8. The Yankees went 8-3 in the 11-game stretch against the Indians, Orioles and Tigers. It could have been more and should have been more, but it did erase the 3-8 they went in the previous 11-game strech against the Rays, Blue Jays and Braves. They are fortunate the Rays and Blue Jays both got off to nearly as bad starts as they did.

Have the Yankees really turned their season around? I want to believe they have, it’s just to hard to trust them given how bad April was and how they only went 5-3 in their last eight games against the Indians, Orioles and Tigers.

9. The Yankees will be tested over the next 10 days with nine games against the Astros, Nationals and Rays. The Astros have had the Yankees’ number for three years straight (since they didn’t play in 2020), the Nationals have managed to stay afloat at .500 without Juan Soto and Stephen Strasburg and the Rays are 5-1 against the Yankees this season despite being 10-14 against everyone else.

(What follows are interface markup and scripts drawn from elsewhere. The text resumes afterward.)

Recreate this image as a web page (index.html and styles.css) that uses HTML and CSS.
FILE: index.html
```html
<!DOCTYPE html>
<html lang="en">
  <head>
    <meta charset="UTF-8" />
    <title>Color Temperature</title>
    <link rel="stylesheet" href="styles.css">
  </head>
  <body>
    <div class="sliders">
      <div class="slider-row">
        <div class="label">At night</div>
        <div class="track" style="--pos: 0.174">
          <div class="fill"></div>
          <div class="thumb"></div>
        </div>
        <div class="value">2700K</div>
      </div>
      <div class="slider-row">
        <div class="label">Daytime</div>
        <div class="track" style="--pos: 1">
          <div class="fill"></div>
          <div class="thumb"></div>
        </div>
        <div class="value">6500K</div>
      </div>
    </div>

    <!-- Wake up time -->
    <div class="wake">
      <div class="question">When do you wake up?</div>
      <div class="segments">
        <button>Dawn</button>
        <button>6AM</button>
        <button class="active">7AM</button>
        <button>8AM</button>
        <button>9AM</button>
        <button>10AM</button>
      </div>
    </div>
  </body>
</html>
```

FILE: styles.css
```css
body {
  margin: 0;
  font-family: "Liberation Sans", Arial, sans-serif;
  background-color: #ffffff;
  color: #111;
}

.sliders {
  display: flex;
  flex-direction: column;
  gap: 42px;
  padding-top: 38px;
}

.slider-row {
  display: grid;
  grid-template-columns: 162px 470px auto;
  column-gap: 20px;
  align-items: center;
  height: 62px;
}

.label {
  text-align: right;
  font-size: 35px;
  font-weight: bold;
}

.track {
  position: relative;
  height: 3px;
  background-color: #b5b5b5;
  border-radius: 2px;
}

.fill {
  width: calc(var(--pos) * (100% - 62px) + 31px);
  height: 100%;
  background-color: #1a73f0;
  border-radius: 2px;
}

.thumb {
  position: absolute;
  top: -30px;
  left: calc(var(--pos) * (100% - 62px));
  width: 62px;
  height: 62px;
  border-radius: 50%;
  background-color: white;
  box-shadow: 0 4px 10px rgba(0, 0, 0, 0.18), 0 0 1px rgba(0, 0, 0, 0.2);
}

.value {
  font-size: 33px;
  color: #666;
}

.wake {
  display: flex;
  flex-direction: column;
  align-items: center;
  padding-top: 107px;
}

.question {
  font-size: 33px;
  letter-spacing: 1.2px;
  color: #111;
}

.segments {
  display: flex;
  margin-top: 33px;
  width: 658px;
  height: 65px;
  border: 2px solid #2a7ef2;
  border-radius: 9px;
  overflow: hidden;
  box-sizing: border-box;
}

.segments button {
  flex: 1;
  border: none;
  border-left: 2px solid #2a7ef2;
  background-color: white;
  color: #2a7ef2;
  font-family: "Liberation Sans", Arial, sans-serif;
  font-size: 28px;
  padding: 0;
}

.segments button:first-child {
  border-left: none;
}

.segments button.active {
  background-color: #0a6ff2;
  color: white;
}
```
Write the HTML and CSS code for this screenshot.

The Yankees wasted April. With the Blue Jays (14-13) and Rays (15-15) both struggling, they had a chance to create early-season separation from their two competitors for the division. Instead they’re in fourth place in the East and half-game out of last.

10. The Yankees have been managed like they had built a five-game division lead in the first month of the season and they played some of the worst baseball any Yankees team has played in a long, long time, including the 2013 Yankees. That can’t continue. I don’t think it will on the playing side, though I’m sure it will on the managerial side.

They have six games against the Astros and Nationals then an off day and then three games against the Rays. The best possible version of the everyday lineup needs to play in these games. There have been enough personal days off through 28 games and look where it has gotten them.

The Yankees were given a gift to not be buried in the division and spending the next few months trying to climb out of a deficit. They’re at .500 with new life and they can’t afford to screw it up this time because the Rays and Blue Jays might not give them another chance. The Yankees have five months to be the team they were expected to be, and it begins on Tuesday.